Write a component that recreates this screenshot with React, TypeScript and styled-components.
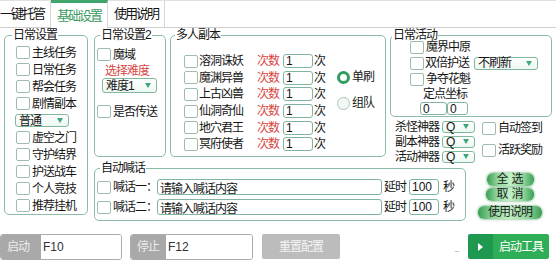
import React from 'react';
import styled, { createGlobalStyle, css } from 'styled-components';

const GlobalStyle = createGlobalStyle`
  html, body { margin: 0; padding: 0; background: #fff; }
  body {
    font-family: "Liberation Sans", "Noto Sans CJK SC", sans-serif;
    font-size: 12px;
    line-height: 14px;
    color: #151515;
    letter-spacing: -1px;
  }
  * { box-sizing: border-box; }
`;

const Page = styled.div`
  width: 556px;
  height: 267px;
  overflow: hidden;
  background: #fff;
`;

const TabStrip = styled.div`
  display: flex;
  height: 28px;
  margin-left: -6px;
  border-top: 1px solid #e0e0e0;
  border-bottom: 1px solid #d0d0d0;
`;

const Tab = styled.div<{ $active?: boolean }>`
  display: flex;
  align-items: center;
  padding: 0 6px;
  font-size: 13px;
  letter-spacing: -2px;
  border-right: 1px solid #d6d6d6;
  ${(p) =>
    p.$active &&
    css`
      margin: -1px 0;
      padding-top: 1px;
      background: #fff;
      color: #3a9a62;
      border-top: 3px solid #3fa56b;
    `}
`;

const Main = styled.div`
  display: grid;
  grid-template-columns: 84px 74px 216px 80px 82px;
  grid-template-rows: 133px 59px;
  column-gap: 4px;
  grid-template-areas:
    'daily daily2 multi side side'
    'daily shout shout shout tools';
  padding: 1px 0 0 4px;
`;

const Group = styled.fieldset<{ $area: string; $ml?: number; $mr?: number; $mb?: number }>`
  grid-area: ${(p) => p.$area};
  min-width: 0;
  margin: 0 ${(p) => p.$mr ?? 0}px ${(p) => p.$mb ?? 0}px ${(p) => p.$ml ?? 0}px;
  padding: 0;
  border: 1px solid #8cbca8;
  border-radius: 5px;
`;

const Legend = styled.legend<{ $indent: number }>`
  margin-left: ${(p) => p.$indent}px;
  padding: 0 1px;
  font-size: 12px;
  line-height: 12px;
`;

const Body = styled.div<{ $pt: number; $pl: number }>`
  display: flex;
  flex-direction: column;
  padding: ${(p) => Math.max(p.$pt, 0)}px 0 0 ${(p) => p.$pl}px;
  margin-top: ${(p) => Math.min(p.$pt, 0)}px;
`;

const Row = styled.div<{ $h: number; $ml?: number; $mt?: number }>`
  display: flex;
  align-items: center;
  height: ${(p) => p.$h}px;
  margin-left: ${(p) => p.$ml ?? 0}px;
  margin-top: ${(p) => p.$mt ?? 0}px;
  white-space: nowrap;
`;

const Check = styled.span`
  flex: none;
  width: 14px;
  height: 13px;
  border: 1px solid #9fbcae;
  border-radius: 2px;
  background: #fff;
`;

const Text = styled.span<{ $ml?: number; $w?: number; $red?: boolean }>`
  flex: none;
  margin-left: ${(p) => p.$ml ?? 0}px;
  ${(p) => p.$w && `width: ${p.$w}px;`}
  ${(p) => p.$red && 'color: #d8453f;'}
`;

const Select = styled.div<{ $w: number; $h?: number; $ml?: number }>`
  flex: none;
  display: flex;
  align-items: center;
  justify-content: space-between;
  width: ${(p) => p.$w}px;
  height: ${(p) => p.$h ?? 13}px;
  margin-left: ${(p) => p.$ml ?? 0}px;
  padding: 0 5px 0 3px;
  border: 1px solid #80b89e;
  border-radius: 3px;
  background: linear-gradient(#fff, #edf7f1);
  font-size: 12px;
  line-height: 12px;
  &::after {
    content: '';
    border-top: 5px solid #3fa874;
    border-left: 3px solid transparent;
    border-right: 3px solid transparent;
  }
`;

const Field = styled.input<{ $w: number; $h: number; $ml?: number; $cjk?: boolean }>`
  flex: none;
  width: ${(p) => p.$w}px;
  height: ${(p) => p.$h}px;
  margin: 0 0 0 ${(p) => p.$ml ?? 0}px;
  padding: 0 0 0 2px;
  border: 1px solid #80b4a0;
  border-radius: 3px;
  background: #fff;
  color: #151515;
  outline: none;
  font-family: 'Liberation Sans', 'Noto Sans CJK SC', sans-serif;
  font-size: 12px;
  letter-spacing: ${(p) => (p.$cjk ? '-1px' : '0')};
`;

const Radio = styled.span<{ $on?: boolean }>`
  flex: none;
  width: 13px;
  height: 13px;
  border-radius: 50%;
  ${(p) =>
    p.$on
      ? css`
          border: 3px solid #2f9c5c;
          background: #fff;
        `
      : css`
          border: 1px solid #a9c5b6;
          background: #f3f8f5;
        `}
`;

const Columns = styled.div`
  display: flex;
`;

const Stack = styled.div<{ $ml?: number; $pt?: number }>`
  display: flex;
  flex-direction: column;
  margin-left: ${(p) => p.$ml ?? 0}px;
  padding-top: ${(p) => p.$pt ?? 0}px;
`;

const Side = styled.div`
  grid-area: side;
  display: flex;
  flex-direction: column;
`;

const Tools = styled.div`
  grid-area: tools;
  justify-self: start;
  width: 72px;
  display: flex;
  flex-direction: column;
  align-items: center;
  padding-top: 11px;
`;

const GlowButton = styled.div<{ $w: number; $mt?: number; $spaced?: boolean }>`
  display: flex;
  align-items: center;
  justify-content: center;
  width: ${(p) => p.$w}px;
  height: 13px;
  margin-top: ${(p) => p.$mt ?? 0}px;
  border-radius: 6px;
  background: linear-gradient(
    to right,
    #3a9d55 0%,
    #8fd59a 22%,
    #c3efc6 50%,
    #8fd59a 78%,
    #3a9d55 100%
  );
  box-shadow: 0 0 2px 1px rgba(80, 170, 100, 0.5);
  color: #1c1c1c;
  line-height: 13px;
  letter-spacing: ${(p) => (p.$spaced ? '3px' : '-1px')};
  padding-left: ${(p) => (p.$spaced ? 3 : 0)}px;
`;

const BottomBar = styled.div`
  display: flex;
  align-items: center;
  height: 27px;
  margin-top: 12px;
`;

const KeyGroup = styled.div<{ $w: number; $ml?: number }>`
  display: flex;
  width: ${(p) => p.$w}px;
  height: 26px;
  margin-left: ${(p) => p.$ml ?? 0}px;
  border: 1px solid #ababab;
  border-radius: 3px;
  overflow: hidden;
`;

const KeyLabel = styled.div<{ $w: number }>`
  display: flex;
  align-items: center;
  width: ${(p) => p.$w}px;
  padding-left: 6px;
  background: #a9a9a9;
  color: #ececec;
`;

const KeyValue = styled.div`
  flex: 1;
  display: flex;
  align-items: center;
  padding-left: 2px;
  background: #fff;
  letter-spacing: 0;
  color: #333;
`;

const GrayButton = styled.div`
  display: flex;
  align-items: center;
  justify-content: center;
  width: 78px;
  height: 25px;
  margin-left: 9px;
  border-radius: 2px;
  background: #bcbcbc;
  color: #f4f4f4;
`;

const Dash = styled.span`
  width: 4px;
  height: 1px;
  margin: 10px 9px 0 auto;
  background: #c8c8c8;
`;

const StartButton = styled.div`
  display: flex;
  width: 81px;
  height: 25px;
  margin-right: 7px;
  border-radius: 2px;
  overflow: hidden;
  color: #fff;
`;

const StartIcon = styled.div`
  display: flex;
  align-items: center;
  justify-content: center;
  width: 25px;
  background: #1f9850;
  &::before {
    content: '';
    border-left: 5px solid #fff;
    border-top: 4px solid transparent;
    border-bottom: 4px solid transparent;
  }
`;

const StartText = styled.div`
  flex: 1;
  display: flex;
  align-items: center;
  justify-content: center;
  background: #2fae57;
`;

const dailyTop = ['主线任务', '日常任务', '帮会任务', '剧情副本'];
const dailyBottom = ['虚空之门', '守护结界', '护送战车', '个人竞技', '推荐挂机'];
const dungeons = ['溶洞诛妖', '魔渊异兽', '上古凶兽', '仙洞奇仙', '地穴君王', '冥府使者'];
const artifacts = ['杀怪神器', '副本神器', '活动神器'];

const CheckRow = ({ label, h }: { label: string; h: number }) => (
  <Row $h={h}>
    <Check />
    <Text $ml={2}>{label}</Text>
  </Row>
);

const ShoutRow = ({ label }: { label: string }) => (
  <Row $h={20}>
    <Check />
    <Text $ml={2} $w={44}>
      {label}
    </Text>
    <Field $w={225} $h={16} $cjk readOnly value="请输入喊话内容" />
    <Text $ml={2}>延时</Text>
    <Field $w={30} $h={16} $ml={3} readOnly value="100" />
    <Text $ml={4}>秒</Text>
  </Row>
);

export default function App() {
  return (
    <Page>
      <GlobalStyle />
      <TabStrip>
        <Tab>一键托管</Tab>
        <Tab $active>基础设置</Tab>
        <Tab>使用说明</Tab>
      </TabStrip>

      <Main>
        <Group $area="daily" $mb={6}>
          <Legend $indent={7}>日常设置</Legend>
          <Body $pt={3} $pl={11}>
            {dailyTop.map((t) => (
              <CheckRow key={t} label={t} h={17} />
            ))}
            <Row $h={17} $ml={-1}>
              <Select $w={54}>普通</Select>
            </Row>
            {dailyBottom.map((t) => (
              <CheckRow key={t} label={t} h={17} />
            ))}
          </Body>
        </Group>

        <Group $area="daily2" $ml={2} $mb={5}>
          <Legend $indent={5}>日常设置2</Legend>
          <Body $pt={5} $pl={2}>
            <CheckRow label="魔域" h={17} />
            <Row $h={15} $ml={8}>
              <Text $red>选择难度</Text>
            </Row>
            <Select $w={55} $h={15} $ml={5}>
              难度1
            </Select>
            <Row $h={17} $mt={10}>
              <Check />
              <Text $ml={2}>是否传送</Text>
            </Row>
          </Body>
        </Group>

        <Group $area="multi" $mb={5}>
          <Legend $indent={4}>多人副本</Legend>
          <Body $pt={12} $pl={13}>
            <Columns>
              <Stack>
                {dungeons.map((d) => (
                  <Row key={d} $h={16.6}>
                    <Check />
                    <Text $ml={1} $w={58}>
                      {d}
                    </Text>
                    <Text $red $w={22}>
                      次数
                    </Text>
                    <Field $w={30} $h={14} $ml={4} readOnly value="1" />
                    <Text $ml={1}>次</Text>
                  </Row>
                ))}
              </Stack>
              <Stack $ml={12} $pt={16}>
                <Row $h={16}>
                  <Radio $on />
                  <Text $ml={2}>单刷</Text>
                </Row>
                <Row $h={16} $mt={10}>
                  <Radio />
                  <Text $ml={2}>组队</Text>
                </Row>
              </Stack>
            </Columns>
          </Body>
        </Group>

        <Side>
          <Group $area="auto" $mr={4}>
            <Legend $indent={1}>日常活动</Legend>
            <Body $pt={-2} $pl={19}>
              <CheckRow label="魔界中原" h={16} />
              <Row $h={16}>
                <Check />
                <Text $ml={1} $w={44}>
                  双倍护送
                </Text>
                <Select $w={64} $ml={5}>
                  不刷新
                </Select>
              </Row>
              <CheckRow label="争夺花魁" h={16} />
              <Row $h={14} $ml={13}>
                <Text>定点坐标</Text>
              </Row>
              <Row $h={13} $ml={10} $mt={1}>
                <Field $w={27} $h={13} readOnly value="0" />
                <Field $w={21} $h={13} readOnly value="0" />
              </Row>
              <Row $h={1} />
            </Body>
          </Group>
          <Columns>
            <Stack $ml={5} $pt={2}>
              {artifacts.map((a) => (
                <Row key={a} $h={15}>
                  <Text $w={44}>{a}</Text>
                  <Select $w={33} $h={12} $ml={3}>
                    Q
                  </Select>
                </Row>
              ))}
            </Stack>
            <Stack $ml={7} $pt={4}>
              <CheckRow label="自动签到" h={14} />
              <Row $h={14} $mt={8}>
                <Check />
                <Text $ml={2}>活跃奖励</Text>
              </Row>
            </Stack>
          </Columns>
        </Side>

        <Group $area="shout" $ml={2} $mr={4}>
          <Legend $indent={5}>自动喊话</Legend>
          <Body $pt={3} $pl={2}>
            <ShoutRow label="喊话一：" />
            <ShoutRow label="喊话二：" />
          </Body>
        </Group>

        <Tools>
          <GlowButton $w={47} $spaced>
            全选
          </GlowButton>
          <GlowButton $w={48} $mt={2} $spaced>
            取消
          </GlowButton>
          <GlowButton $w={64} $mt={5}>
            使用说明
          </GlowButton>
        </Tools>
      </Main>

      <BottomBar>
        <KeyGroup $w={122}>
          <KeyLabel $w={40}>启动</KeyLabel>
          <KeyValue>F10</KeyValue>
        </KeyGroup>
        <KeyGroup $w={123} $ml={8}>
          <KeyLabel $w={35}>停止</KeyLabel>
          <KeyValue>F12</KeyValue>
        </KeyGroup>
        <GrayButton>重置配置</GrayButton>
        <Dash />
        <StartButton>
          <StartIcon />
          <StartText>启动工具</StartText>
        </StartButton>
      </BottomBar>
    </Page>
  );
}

--------------------------------------------------

Prompt:
Extract from the data every line where "components" shows up.

Answer in full:
Write a component that recreates this screenshot with React, TypeScript and styled-components.
import styled, { createGlobalStyle, css } from 'styled-components';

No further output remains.